Although there are very few steps, it is delicious.

What is your favorite meal to cook for your family?

As I’m sure you can imagine, we eat a lot of Indian. But, we also like to experiment and branch out, as well. I think it’s important for my children to develop a palate for different flavors

With Indian, you usually eat two to three things together.

One of our family staples is my Dal Makhani (slow cooked lentils). Dal means Lentil and Makhani means butter. But I usually use ghee instead of butter. It is a more clarified and healthful butter. I mix that with Baingan Bharta (eggplant). Finally, I make homemade Roti (Indian bread).

It is a very simply, rustic, traditional Indian dish.

Who’s your Umi? (that person who first nourished you and inspired you to want to nourish others)?

Definitely my mother. She loved to cook. My mother would host a cooking class in our neighborhood and all of the women nearby would come to learn from her (we called them Aunties). Some of my strongest memories are coming after school to a house full of Aunties cooking.

I would come home and taste-test. Soon, I started to help and learn from mother and Aunties. Eventually, I developed my own style but she taught me everything I know.

My mother was a vegetarian but grew up with people who loved to eat different meat dishes. Without taste testing, she was actually able to cook delicious food with the exact right proportions. She was an incredible and clever chef.

What did a weeknight meal look like for you growing up?

I grew up in Kolkata, India. Our meals were traditional Indian. They usually had lentils, maybe some chicken curry, vegetables, roti, and yogurt.

Every Sunday we would do South Indian food. Kolkata is in the north and the south has a very different cuisine.

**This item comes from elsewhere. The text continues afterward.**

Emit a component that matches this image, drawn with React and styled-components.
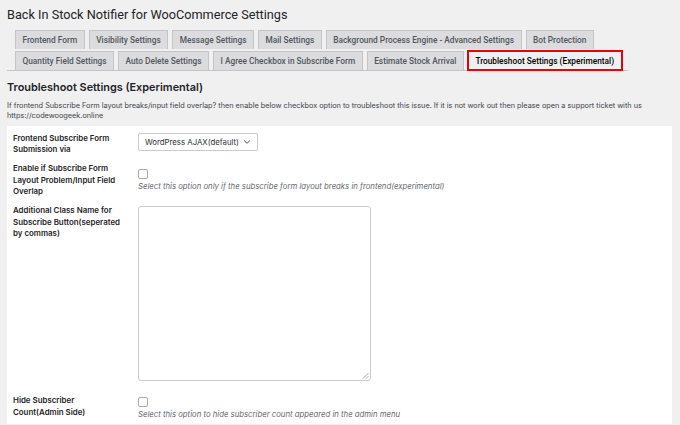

It is only when I moved to the U.S. that I first experienced different flavors.

What was that like?

As a kid, I loved cooking. But when I first moved to the United States, at 18, I was living in the dorms at Smith college and didn’t get an opportunity to cook very much.

But then I moved to NYC after college…I still remember the first time I tried Thai food…the first time I tried Ethiopian food…I just loved it!

I even remember tasting a bagel with cream cheese for the first time. I couldn’t believe what was in it and how bad it was for me but I was like “Oh My God.” I absolutely loved it.

In New York, I was able to explore. It was in NYC that I rediscovered my love for food. I kept saying to myself…why am I working at a bank instead of in food? It wasn’t until my kids were born that I was able to rediscover my first love.

— — —

I could see Shalini’s relationship with food was profound and she was telling a story about more than her joy in cooking; she was sharing her life’s passion and all that brought her to it.

— — —

Tell me more, how did you get back into cooking?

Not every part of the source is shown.